» **Instruction**: For the material that follows, list every line containing the word "with".

» **Data excerpt**:

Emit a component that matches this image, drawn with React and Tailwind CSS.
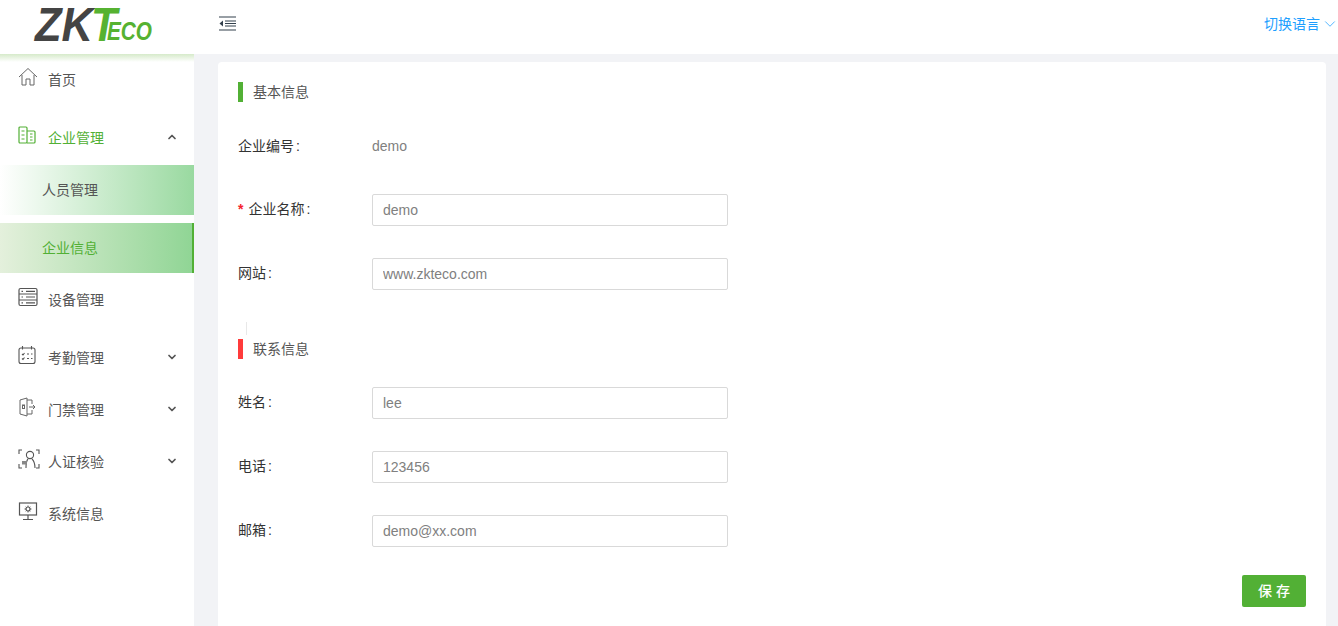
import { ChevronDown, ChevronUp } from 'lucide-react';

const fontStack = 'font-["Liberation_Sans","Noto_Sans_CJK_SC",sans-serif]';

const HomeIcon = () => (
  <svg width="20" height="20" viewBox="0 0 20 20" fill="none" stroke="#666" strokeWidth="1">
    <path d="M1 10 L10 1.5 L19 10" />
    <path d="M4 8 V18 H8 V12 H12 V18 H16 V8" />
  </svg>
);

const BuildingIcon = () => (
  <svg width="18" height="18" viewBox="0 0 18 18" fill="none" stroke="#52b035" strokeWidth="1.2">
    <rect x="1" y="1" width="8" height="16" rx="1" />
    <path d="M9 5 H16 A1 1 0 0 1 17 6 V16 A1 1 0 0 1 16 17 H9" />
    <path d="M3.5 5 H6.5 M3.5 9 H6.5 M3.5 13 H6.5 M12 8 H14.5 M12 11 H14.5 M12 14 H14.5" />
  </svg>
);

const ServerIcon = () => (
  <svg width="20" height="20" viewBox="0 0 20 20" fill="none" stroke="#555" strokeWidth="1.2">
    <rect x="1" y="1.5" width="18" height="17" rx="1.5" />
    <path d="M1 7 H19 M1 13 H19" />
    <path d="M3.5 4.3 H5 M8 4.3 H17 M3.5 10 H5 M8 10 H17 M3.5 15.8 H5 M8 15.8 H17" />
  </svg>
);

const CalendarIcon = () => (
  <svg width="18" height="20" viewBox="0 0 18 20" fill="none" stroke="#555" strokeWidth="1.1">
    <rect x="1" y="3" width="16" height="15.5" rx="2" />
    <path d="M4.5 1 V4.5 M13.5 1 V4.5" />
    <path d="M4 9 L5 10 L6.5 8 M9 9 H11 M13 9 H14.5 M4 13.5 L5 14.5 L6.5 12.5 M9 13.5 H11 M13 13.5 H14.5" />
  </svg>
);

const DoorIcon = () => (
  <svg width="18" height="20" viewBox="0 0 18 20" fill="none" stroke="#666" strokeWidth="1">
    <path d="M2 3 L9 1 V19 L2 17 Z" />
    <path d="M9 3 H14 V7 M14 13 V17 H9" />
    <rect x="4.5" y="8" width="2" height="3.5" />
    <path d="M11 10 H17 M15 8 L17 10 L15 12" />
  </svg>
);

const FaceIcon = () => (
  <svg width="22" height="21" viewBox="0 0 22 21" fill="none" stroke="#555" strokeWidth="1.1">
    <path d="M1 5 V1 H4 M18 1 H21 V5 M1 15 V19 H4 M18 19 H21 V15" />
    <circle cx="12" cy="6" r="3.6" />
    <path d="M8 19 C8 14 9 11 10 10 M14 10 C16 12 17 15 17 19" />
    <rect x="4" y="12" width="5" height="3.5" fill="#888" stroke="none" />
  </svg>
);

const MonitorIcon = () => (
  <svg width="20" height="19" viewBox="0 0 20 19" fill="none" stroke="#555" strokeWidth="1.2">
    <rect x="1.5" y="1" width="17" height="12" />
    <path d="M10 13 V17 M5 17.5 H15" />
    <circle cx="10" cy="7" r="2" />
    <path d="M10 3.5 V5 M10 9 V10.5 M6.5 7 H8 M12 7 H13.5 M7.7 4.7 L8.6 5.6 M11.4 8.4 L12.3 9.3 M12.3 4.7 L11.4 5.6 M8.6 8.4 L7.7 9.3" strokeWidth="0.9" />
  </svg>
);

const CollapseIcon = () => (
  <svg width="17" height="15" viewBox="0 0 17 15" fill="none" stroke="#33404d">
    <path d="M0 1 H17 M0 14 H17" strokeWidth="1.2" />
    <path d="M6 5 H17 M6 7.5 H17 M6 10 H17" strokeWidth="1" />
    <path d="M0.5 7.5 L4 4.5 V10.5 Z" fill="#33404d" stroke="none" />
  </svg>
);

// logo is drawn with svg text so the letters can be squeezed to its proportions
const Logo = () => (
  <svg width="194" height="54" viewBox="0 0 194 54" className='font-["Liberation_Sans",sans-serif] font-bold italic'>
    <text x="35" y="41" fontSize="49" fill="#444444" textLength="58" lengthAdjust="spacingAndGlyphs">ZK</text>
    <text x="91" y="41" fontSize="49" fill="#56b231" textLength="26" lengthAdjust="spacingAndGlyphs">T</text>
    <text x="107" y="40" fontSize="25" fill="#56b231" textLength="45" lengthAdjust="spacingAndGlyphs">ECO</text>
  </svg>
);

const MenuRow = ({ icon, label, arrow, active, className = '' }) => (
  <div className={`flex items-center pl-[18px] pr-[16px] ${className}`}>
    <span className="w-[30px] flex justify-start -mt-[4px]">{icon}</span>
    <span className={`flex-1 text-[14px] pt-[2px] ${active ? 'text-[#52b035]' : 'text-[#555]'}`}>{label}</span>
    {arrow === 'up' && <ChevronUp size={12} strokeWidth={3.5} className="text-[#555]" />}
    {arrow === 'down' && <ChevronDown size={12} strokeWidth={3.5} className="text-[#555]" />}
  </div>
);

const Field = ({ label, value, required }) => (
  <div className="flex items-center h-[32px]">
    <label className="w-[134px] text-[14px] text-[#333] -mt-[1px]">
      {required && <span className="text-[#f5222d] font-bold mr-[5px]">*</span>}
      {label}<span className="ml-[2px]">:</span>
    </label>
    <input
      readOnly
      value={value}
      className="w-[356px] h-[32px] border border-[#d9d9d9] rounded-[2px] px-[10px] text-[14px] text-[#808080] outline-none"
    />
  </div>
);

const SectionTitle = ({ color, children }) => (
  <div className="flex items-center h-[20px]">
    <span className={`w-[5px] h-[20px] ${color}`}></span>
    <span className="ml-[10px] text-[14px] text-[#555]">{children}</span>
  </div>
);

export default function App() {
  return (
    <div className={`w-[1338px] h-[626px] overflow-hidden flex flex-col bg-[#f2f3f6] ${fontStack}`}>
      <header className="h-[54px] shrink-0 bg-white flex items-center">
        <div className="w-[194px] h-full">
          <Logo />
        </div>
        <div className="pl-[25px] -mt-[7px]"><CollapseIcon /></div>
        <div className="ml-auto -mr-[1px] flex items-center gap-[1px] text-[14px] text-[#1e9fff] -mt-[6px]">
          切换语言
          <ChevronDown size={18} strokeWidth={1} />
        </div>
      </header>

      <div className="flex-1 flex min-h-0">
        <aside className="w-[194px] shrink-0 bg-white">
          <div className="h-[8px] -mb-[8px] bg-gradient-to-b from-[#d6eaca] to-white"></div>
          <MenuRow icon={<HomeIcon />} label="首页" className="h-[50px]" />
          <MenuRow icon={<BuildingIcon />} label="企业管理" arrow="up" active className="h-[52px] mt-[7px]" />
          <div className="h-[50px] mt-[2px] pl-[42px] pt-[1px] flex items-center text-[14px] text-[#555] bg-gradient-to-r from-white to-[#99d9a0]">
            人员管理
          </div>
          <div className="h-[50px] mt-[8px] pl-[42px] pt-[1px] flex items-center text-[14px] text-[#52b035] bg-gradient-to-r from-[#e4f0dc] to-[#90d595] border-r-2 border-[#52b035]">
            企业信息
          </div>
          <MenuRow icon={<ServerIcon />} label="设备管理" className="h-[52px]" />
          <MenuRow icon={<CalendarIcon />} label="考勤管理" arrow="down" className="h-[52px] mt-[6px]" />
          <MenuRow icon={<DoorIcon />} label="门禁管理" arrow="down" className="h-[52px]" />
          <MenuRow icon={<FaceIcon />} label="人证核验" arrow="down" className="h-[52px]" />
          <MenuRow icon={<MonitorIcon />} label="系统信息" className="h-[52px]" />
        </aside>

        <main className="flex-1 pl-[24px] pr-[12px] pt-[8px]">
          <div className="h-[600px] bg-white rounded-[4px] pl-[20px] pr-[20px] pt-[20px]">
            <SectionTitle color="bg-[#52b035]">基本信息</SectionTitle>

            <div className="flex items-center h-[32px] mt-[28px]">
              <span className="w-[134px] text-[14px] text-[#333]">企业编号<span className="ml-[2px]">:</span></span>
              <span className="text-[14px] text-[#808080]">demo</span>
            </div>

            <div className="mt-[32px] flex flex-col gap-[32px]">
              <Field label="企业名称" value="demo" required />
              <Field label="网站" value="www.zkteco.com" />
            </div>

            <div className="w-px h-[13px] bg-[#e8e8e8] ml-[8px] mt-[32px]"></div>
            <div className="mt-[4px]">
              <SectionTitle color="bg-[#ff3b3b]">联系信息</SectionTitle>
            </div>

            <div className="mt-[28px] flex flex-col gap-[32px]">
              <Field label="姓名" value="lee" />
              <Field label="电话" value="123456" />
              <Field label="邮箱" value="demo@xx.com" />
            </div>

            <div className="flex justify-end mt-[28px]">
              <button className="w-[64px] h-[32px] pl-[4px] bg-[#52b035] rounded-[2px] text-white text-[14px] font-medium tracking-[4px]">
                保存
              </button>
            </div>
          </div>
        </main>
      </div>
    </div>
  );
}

» **Solution for this exercise**:
Emit a component that matches this image, drawn with React and Tailwind CSS.
// logo is drawn with svg text so the letters can be squeezed to its proportions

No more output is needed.